Para ele o crime faz parte da vida em sociedade, mas o Estado deve administrá-lo a níveis razoáveis, o que não tem sido feito. Em vez disso, o Estado criminaliza a pobreza.
"Quem está num nível de miséria é um perturbador do sistema econômico. O Estado mínimo não está preocupado com o social", afirmou Franco.
Leia a seguir trechos da entrevista concedida à Folha na sede do Ibccrim (Instituto Brasileiro de Ciências Criminais).

Folha - Desde o início de vigência da lei a população carcerária cresceu e a criminalidade também. Qual a explicação, já que determina penas maiores e o regime de cumprimento integral fechado, sem possibilidade de progressão?
Alberto Silva Franco -
Para os crimes em que a lei é mais rigorosa (caso dos hediondos), a incidência aumentou. Subiram os homicídios, o tráfico. Não houve mudança de nada em razão da lei, a não ser essa balbúrdia punitiva que nasceu a partir dela.

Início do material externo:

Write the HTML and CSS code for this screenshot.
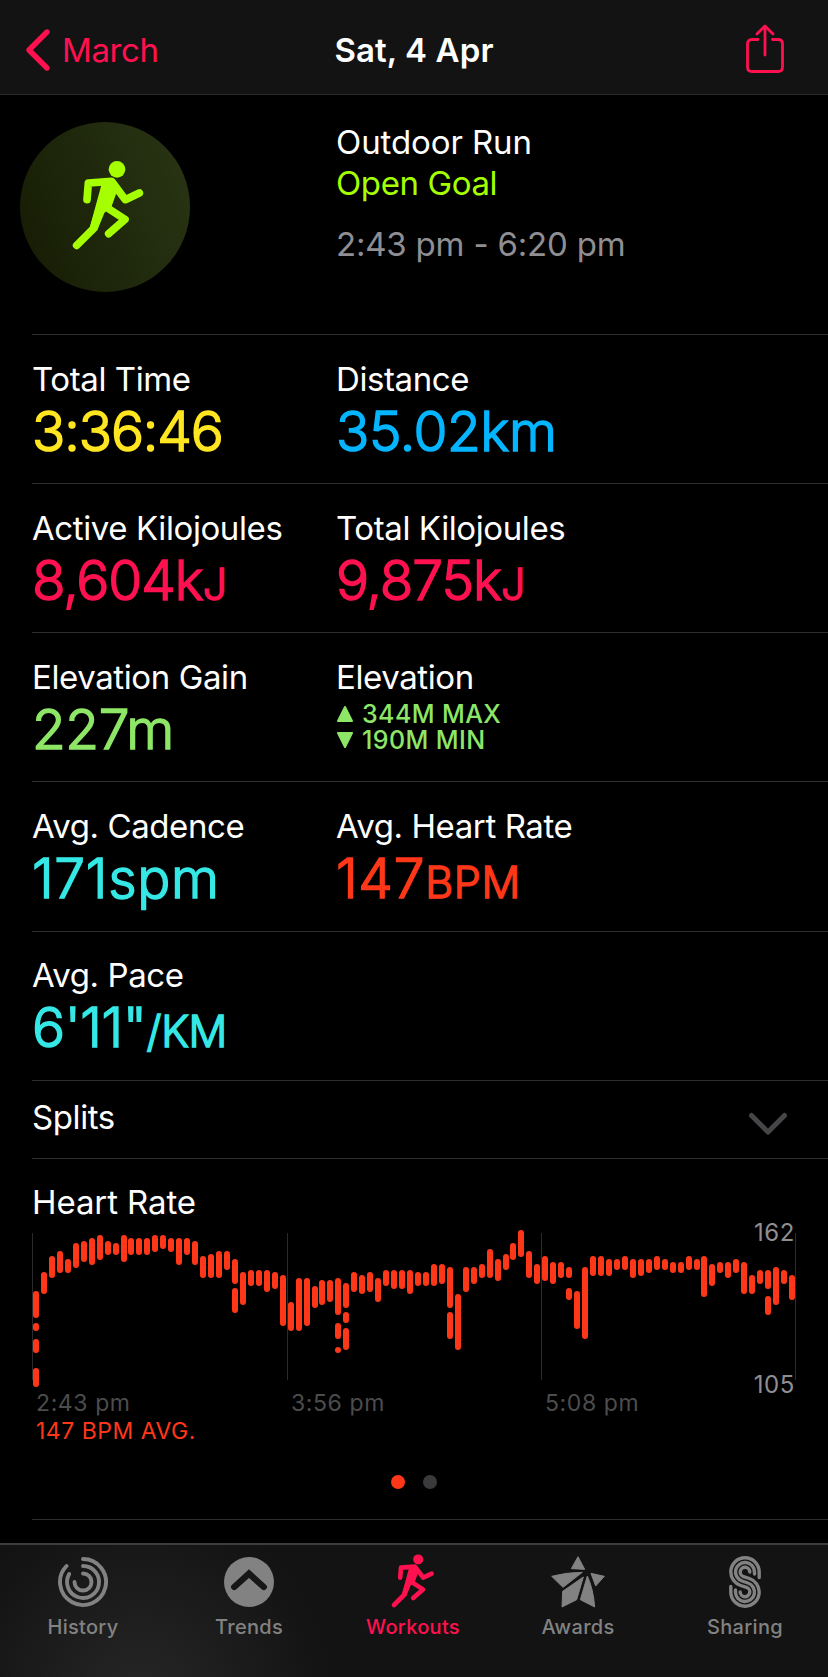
FILE: index.html
```html
<!DOCTYPE html>
<html lang="en">
<head>
    <meta charset="UTF-8">
    <meta name="viewport" content="width=device-width, initial-scale=1.0">
    <title>Workout</title>
    <link rel="stylesheet" href="styles.css">
</head>
<body>
    <svg class="symbols" width="0" height="0">
        <symbol id="runner" viewBox="60 50 230 290">
            <circle cx="201" cy="87" r="25" fill="currentColor"/>
            <path d="M153 138 L165 120 L190 118 L202 150 L185 198 L163 218 L141 272 L119 262 Z" fill="currentColor"/>
            <path d="M111 178 L115 128 L185 123 L226 178 L268 158 M172 135 L130 265 L80 315 M165 198 L225 237 L176 280" fill="none" stroke="currentColor" stroke-width="23" stroke-linecap="round" stroke-linejoin="round"/>
        </symbol>
    </svg>

    <header class="navbar">
        <a class="back">
            <svg width="26" height="44" viewBox="0 0 26 44" fill="none" stroke="currentColor" stroke-width="5.4" stroke-linecap="round" stroke-linejoin="round"><path d="M22 4 L4 22 L22 40"/></svg>
            <span>March</span>
        </a>
        <h1>Sat, 4 Apr</h1>
        <a class="share">
            <svg width="40" height="50" viewBox="0 0 40 50" fill="none" stroke="currentColor" stroke-width="2.8" stroke-linecap="round" stroke-linejoin="round"><path d="M13 15.5 H7 Q2.5 15.5 2.5 20 V43 Q2.5 47.5 7 47.5 H33 Q37.5 47.5 37.5 43 V20 Q37.5 15.5 33 15.5 H27.500 M20 31 V2.500 M12 10 L20 2 L28 10"/></svg>
        </a>
    </header>

    <main>
        <section class="summary">
            <div class="badge"><svg width="76.7" height="96.7"><use href="#runner"/></svg></div>
            <div class="summary-text">
                <p>Outdoor Run</p>
                <p class="goal">Open Goal</p>
                <p class="time">2:43 pm - 6:20 pm</p>
            </div>
        </section>

        <section class="row">
            <div class="cell">
                <h3>Total Time</h3>
                <p class="value yellow">3:36:46</p>
            </div>
            <div class="cell">
                <h3>Distance</h3>
                <p class="value blue">35.02km</p>
            </div>
        </section>
        <section class="row">
            <div class="cell">
                <h3>Active Kilojoules</h3>
                <p class="value pink">8,604k<small>J</small></p>
            </div>
            <div class="cell">
                <h3>Total Kilojoules</h3>
                <p class="value pink">9,875k<small>J</small></p>
            </div>
        </section>
        <section class="row">
            <div class="cell">
                <h3>Elevation Gain</h3>
                <p class="value green">227m</p>
            </div>
            <div class="cell">
                <h3>Elevation</h3>
                <ul class="range green">
                    <li><svg width="18" height="18" viewBox="0 0 18 18"><path d="M9 2 L16 16 H2 Z"/></svg>344M MAX</li>
                    <li><svg width="18" height="18" viewBox="0 0 18 18"><path d="M9 16 L16 2 H2 Z"/></svg>190M MIN</li>
                </ul>
            </div>
        </section>
        <section class="row tall">
            <div class="cell">
                <h3>Avg. Cadence</h3>
                <p class="value cyan wide">171spm</p>
            </div>
            <div class="cell">
                <h3>Avg. Heart Rate</h3>
                <p class="value red wide">147<small>BPM</small></p>
            </div>
        </section>
        <section class="row last">
            <div class="cell">
                <h3>Avg. Pace</h3>
                <p class="value cyan">6'11"<small>/KM</small></p>
            </div>
        </section>

        <section class="splits">
            <h3>Splits</h3>
            <svg width="40" height="24" viewBox="0 0 40 24" fill="none" stroke="#464648" stroke-width="5" stroke-linecap="round" stroke-linejoin="round"><path d="M3.500 3.500 L20 20 L36.500 3.500"/></svg>
        </section>

        <section class="heart">
            <h3>Heart Rate</h3>
            <div class="plot">
                <svg id="chart" width="764" height="160" viewBox="0 0 764 160">
                    <path d="M0.500 3 V150 M255.500 3 V150 M509.500 3 V150 M763.500 3 V150" stroke="#2b2b2d"/>
                </svg>
                <span class="limit max">162</span>
                <span class="limit min">105</span>
            </div>
            <div class="hours">
                <span>2:43 pm</span>
                <span>3:56 pm</span>
                <span>5:08 pm</span>
            </div>
            <p class="avg">147 BPM AVG.</p>
            <div class="dots"><i class="on"></i><i></i></div>
        </section>
        <div class="line"></div>
    </main>

    <nav class="tabs">
        <a>
            <svg width="56" height="54" viewBox="-28 -27 56 54" fill="none" stroke="currentColor" stroke-width="3.900" stroke-linecap="round">
                <path d="M0 -23 A23 23 0 1 1 -16.500 -16"/>
                <path d="M0 -16 A16 16 0 1 1 -13.800 -8"/>
                <path d="M0 -8.500 A8.500 8.500 0 1 1 -8.500 0"/>
            </svg>
            <span>History</span>
        </a>
        <a>
            <svg width="56" height="54" viewBox="-28 -27 56 54">
                <circle r="25" fill="currentColor"/>
                <path d="M-14.800 5 L0 -8.400 L14.800 5" fill="none" stroke="#171717" stroke-width="6.300" stroke-linecap="round"/>
            </svg>
            <span>Trends</span>
        </a>
        <a class="active">
            <svg width="46" height="58"><use href="#runner"/></svg>
            <span>Workouts</span>
        </a>
        <a>
            <svg width="56" height="54" viewBox="420 168 168 162" fill="currentColor" stroke="currentColor" stroke-width="3" stroke-linejoin="round">
                <path d="M504 173 L524 211 L484 209 Z"/>
                <path d="M425 232 Q470 220 517 220 L459 265 Z"/>
                <path d="M543 223 L583 232 L557 261 Z"/>
                <path d="M520 234 L500 302 L456 324 L458 277 Z"/>
                <path d="M532 231 Q550 270 554 324 L511 302 Z"/>
            </svg>
            <span>Awards</span>
        </a>
        <a>
            <svg width="32" height="54" viewBox="0 -1 32 54" fill="none" stroke="currentColor" stroke-width="3.400" stroke-linecap="round">
                <path d="M30.200 21.500 V16 A14.200 14.200 0 0 0 1.800 16 A14.200 14.200 0 0 0 11.600 29.500 L17.500 31.400 A4.800 4.800 0 1 1 11.200 36"/>
                <path d="M25.500 18 V16 A9.500 9.500 0 1 0 13.050 25 L18.950 27 A9.500 9.500 0 1 1 6.500 36 V34"/>
                <path d="M20.800 16 A4.800 4.800 0 1 0 14.500 20.600 L20.400 22.500 A14.200 14.200 0 0 1 30.200 36 A14.200 14.200 0 0 1 1.800 36 V30.500"/>
            </svg>
            <span>Sharing</span>
        </a>
    </nav>

    <script>
        // top and bottom of every bar, in px; a column can have several
        const bars = [
            [61,88,93,101,109,123,138,157], [42,64], [26,48], [21,43], [29,43], [13,38], [11,32], [8,35],
            [5,30], [11,25], [13,25], [5,32], [8,25], [8,25], [8,25], [5,22],
            [5,19], [8,22], [8,35], [8,25], [11,35], [26,48], [24,48], [21,48],
            [21,40], [29,54,58,83], [42,75], [40,56], [40,56], [40,62], [42,59], [45,96],
            [72,101], [48,101], [48,96], [56,78], [50,75], [50,72], [48,85,93,109,117,123], [53,78,82,93,98,120],
            [42,62], [45,64], [42,62], [48,72], [40,56], [40,59], [40,59], [40,64],
            [42,56], [42,56], [34,56], [34,54], [37,78,82,109], [64,120], [37,62], [37,54],
            [34,48], [19,48], [29,51], [24,40], [13,30], [0,27], [21,48], [34,54],
            [26,51], [32,54], [32,48], [37,48,58,70], [61,99], [37,109], [26,46], [26,46],
            [29,46], [29,40], [26,40], [29,48], [29,46], [29,43], [26,40], [29,40],
            [32,43], [32,43], [26,40], [29,40], [26,67], [34,56], [32,43], [32,48],
            [29,43], [32,64], [45,64], [40,54], [40,59,66,85], [37,75], [40,54], [45,70]
        ];
        const chart = document.getElementById('chart');
        bars.forEach((bar, i) => {
            for (let j = 0; j < bar.length; j += 2) {
                const rect = document.createElementNS('http://www.w3.org/2000/svg', 'rect');
                rect.setAttribute('x', Math.round(i * 7.958) + 1);
                rect.setAttribute('y', bar[j]);
                rect.setAttribute('width', 6);
                rect.setAttribute('height', bar[j + 1] - bar[j]);
                rect.setAttribute('rx', 3);
                rect.setAttribute('fill', '#ff3719');
                chart.appendChild(rect);
            }
        });
    </script>
</body>
</html>
```

FILE: styles.css
```css
* {
    box-sizing: border-box;
    margin: 0;
    padding: 0;
}

body {
    width: 828px;
    height: 1677px;
    background-color: #000;
    color: #fff;
    font-family: Inter, "Liberation Sans", sans-serif;
    font-size: 33px;
    line-height: 40px;
    display: flex;
    flex-direction: column;
    overflow: hidden;
}

svg {
    display: block;
    flex: none;
}

.symbols {
    position: absolute;
}

h1, h3 {
    font-size: 33px;
    font-weight: 400;
}

h3 {
    letter-spacing: -0.4px;
}

.navbar {
    height: 95px;
    padding: 6px 25px 0;
    background-color: #131313;
    border-bottom: 1px solid #2a2a2b;
    display: grid;
    grid-template-columns: 1fr auto 1fr;
    align-items: center;
}

.navbar h1 {
    font-weight: 600;
    letter-spacing: 0.1px;
}

.back, .share {
    color: #ff1150;
    display: flex;
    align-items: center;
}

.back {
    gap: 11px;
    letter-spacing: -0.4px;
}

.share {
    justify-content: flex-end;
    padding: 0 18px 2px 0;
}

.summary {
    height: 239px;
    padding: 27px 0 0 20px;
    display: flex;
}

.badge {
    width: 170px;
    height: 170px;
    padding: 0 0 4px 6px;
    border-radius: 50%;
    background: linear-gradient(70deg, #151b03, #2a3615);
    color: #a6ff00;
    display: flex;
    align-items: center;
    justify-content: center;
}

.summary-text {
    margin-left: 146px;
    letter-spacing: -0.1px;
}

.goal {
    margin-top: 1px;
    color: #a6ff00;
    letter-spacing: -0.4px;
}

.time {
    margin-top: 21px;
    color: #8e8e93;
    letter-spacing: -0.2px;
}

.row {
    height: 149px;
    margin-left: 32px;
    padding-top: 24px;
    border-top: 1px solid #2f2f31;
    display: grid;
    grid-template-columns: 304px 1fr;
}

.tall {
    height: 150px;
}

.last {
    padding-top: 23px;
}

.value {
    margin-top: 2px;
    font-size: 55px;
    line-height: 60px;
    font-weight: 300;
    letter-spacing: -0.4px;
    -webkit-text-stroke: 1.5px currentColor;
    stroke-linejoin: round;
}

.value small {
    font-size: 43px;
}

.yellow { color: #ffe620; letter-spacing: -1.1px; }
.blue { color: #04b5ff; }
.pink { color: #ff1150; letter-spacing: -1.1px; }
.green { color: #8ee667; }
.cyan { color: #35e8e6; }
.red { color: #ff3719; }
.wide { letter-spacing: 0.7px; }

.range {
    margin-top: 4px;
    list-style: none;
    font-size: 25px;
    line-height: 26px;
    font-weight: 500;
    letter-spacing: 0.4px;
}

.range li {
    display: flex;
    align-items: center;
    gap: 8px;
}

.range svg {
    fill: currentColor;
    stroke: currentColor;
    stroke-width: 2;
    stroke-linejoin: round;
}

.splits {
    height: 78px;
    margin-left: 32px;
    padding: 16px 40px 0 0;
    border-top: 1px solid #2f2f31;
    display: flex;
    justify-content: space-between;
}

.splits svg {
    margin-top: 15px;
}

.heart {
    height: 361px;
    margin-left: 32px;
    padding-top: 23px;
    border-top: 1px solid #2f2f31;
}

.heart h3 {
    letter-spacing: -0.1px;
}

.plot {
    height: 160px;
    margin-top: 8px;
    position: relative;
}

.limit {
    position: absolute;
    right: 33px;
    font-size: 24px;
    line-height: 24px;
    letter-spacing: 0.6px;
    color: #8e8e93;
}

.max {
    top: -9px;
}

.min {
    bottom: -7px;
}

.hours {
    margin-top: -1px;
    padding-left: 4px;
    display: grid;
    grid-template-columns: 255px 254px 1fr;
    font-size: 23px;
    line-height: 28px;
    letter-spacing: 0.6px;
    color: #4c4c4d;
}

.avg {
    padding-left: 4px;
    font-size: 23px;
    line-height: 28px;
    letter-spacing: 0.5px;
    color: #ff3719;
}

.dots {
    margin-top: 30px;
    padding-right: 32px;
    display: flex;
    justify-content: center;
    gap: 18px;
}

.dots i {
    width: 14px;
    height: 14px;
    border-radius: 50%;
    background-color: #3a3a3c;
}

.dots .on {
    background-color: #ff3719;
}

.line {
    height: 24px;
    margin-left: 32px;
    border-top: 1px solid #2f2f31;
}

.tabs {
    height: 134px;
    border-top: 2px solid #3d3d3d;
    background: radial-gradient(circle at 140px 150px, #262626, #131313 190px);
    color: #828282;
    display: grid;
    grid-template-columns: 166px 166px 162px 168px 166px;
    font-size: 20px;
    line-height: 24px;
    font-weight: 500;
    letter-spacing: 0.3px;
}

.tabs a {
    padding-top: 10px;
    display: flex;
    flex-direction: column;
    align-items: center;
    gap: 6px;
}

.tabs .active {
    padding-top: 7px;
    gap: 5px;
    color: #ff1150;
}
```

Folha - Isso demonstra a incapacidade do Estado de lidar de frente com seus problemas sociais?
Franco -
Sem sombra de dúvidas. E o Estado faz isso com o apoio dos meios de comunicação social, que não estão desligados dos grupos hegemônicos. Acontece que se dá um efeito comunicativo muito elevado à violência. Existe violência, mas há um conceito redutor que equivale crime à violência. Como se criminalidade e violência fossem conceitos superpostos. E sabemos que existe muita violência além do crime, coisas terríveis acontecem além do crime. Os meios de comunicação não se preocupam com esses outros tipos de violência e criam um clima de intranquilidade. Para resolver, o que se faz? Cria-se uma lei penal. Não resolve, cria outra. E assim vai num moto-contínuo.

Folha - O que rompe esse ciclo vicioso?
Franco -
Políticas públicas sociais. Mas que tipo de política pública se realiza quando se tem que manter o superávit primário para pagar os juros da dívida externa? O nosso problema não é penal, é social. A idéia de que o direito penal é capaz de solucionar conflitos sociais é a maior tolice do mundo. O direito penal não foi criado para resolver quer problemas éticos, quer problemas sociais. Não é porque se cria uma figura criminosa e se coloca a etiqueta de hediondo que desaparece o conflito social. Ele vai permanecer. E se vê alguns "bustos falantes", âncoras de programa de televisão pedindo o agravamento de penas, como se isso resolvesse o problema da insegurança coletiva.

Folha - Como o senhor vê então a proposta de alteração da lei de crimes hediondos?
Franco -
A proposta é excelente. Essa lei é eivada de inconstitucionalidade. Ela deu ensejo à abertura de uma perversidade no campo penal, estabelecendo todos esses desníveis de valorização punitiva, com penas absolutamente desequilibradas. Dizer que alterar a lei vai colocar um número imenso de presos nas ruas é para pressionar o voto dos ministros do STF (para votar pela constitucionalidade). O objetivo é criar o pânico e inerciar o Judiciário. Mas se ao lado da alteração não se tentar reinventar o Estado brasileiro nada vai mudar.